**Your goal:**
Reproduce the full listing below unchanged, apart from the pictures.

# # # #

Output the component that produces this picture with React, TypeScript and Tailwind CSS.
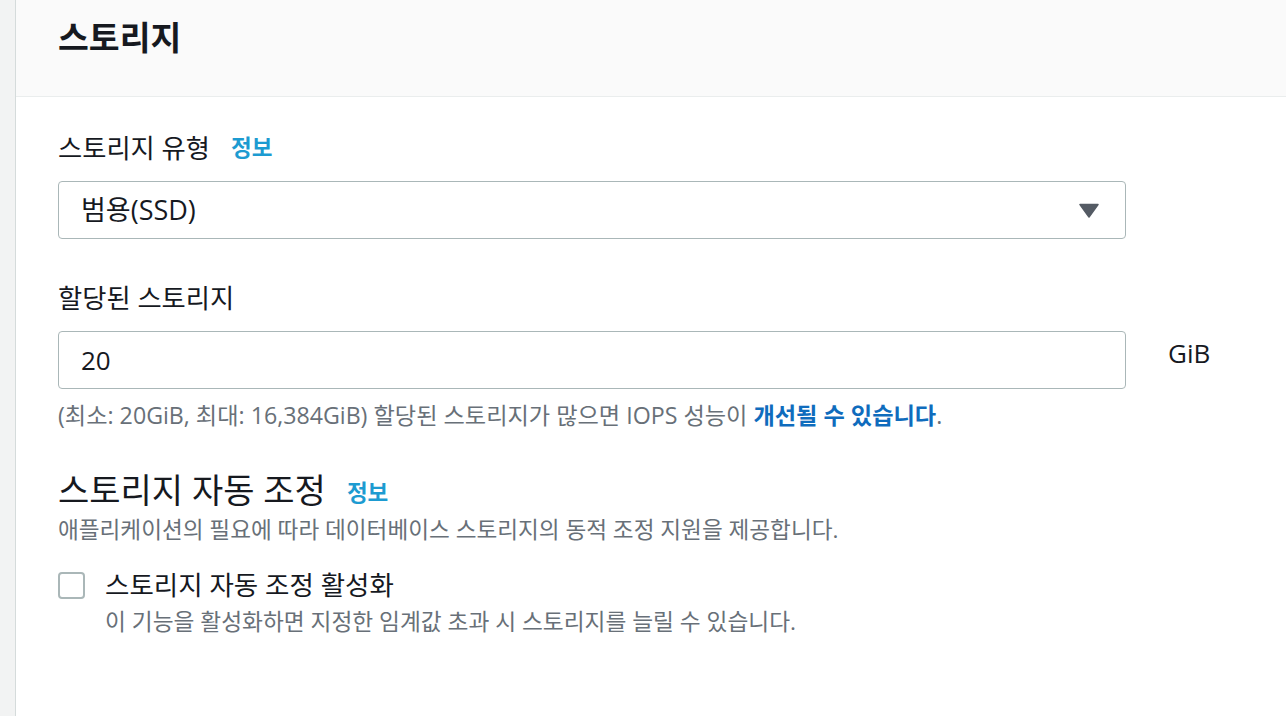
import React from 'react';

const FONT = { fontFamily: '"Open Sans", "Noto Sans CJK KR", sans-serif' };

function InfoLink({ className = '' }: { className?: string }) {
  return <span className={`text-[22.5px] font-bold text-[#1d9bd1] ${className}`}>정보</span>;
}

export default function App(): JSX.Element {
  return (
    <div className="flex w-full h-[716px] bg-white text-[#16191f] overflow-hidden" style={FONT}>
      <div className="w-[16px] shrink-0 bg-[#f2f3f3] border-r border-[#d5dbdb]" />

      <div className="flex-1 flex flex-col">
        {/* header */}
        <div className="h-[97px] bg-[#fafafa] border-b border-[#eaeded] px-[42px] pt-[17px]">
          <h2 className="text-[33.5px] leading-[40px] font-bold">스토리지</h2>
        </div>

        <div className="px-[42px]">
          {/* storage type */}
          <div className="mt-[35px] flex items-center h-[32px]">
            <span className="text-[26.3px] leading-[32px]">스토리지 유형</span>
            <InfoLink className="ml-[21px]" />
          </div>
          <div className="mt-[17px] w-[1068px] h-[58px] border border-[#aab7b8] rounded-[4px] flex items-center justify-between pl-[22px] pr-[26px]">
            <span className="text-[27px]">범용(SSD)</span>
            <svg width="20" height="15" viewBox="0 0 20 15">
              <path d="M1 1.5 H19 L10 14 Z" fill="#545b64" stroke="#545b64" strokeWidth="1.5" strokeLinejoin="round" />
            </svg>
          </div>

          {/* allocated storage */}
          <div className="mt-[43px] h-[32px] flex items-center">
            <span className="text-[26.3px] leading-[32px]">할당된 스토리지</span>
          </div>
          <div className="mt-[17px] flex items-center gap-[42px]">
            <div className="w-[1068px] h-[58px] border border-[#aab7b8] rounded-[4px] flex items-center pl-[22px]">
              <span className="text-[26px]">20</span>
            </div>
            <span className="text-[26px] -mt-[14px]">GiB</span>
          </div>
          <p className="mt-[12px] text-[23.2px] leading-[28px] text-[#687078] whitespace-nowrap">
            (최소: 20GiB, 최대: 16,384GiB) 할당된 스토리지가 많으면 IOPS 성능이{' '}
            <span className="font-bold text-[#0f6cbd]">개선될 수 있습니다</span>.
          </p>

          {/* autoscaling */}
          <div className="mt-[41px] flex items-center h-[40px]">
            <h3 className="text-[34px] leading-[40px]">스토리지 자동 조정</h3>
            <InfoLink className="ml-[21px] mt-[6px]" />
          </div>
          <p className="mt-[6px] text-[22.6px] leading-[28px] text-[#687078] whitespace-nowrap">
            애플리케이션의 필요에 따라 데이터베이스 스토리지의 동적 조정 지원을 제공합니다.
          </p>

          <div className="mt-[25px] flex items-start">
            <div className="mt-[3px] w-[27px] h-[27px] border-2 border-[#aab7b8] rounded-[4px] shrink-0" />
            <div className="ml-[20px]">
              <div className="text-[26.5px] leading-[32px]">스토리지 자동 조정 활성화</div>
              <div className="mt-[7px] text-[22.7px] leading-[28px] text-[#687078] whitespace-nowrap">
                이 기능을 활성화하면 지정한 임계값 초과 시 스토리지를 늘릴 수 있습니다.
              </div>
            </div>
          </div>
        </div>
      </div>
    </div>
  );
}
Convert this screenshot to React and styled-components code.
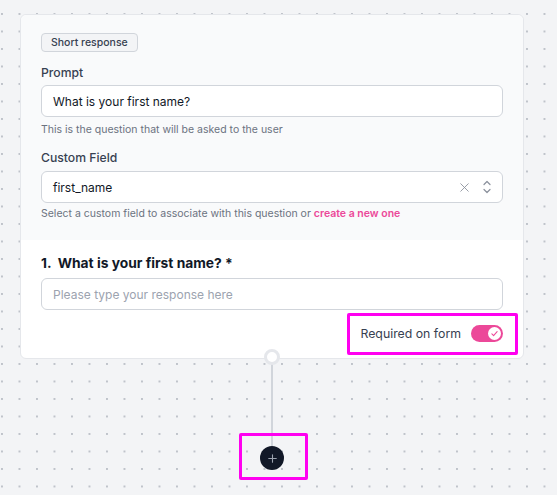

# # # #

**Answer for the task:**
Output the component that produces this picture with React, TypeScript and Tailwind CSS.
import React from 'react';

const FONT = { fontFamily: '"Open Sans", "Noto Sans CJK KR", sans-serif' };

function InfoLink({ className = '' }: { className?: string }) {
  return <span className={`text-[22.5px] font-bold text-[#1d9bd1] ${className}`}>정보</span>;
}

export default function App(): JSX.Element {
  return (
    <div className="flex w-full h-[716px] bg-white text-[#16191f] overflow-hidden" style={FONT}>
      <div className="w-[16px] shrink-0 bg-[#f2f3f3] border-r border-[#d5dbdb]" />

      <div className="flex-1 flex flex-col">
        {/* header */}
        <div className="h-[97px] bg-[#fafafa] border-b border-[#eaeded] px-[42px] pt-[17px]">
          <h2 className="text-[33.5px] leading-[40px] font-bold">스토리지</h2>
        </div>

        <div className="px-[42px]">
          {/* storage type */}
          <div className="mt-[35px] flex items-center h-[32px]">
            <span className="text-[26.3px] leading-[32px]">스토리지 유형</span>
            <InfoLink className="ml-[21px]" />
          </div>
          <div className="mt-[17px] w-[1068px] h-[58px] border border-[#aab7b8] rounded-[4px] flex items-center justify-between pl-[22px] pr-[26px]">
            <span className="text-[27px]">범용(SSD)</span>
            <svg width="20" height="15" viewBox="0 0 20 15">
              <path d="M1 1.5 H19 L10 14 Z" fill="#545b64" stroke="#545b64" strokeWidth="1.5" strokeLinejoin="round" />
            </svg>
          </div>

          {/* allocated storage */}
          <div className="mt-[43px] h-[32px] flex items-center">
            <span className="text-[26.3px] leading-[32px]">할당된 스토리지</span>
          </div>
          <div className="mt-[17px] flex items-center gap-[42px]">
            <div className="w-[1068px] h-[58px] border border-[#aab7b8] rounded-[4px] flex items-center pl-[22px]">
              <span className="text-[26px]">20</span>
            </div>
            <span className="text-[26px] -mt-[14px]">GiB</span>
          </div>
          <p className="mt-[12px] text-[23.2px] leading-[28px] text-[#687078] whitespace-nowrap">
            (최소: 20GiB, 최대: 16,384GiB) 할당된 스토리지가 많으면 IOPS 성능이{' '}
            <span className="font-bold text-[#0f6cbd]">개선될 수 있습니다</span>.
          </p>

          {/* autoscaling */}
          <div className="mt-[41px] flex items-center h-[40px]">
            <h3 className="text-[34px] leading-[40px]">스토리지 자동 조정</h3>
            <InfoLink className="ml-[21px] mt-[6px]" />
          </div>
          <p className="mt-[6px] text-[22.6px] leading-[28px] text-[#687078] whitespace-nowrap">
            애플리케이션의 필요에 따라 데이터베이스 스토리지의 동적 조정 지원을 제공합니다.
          </p>

          <div className="mt-[25px] flex items-start">
            <div className="mt-[3px] w-[27px] h-[27px] border-2 border-[#aab7b8] rounded-[4px] shrink-0" />
            <div className="ml-[20px]">
              <div className="text-[26.5px] leading-[32px]">스토리지 자동 조정 활성화</div>
              <div className="mt-[7px] text-[22.7px] leading-[28px] text-[#687078] whitespace-nowrap">
                이 기능을 활성화하면 지정한 임계값 초과 시 스토리지를 늘릴 수 있습니다.
              </div>
            </div>
          </div>
        </div>
      </div>
    </div>
  );
}
Convert this screenshot to React and styled-components code.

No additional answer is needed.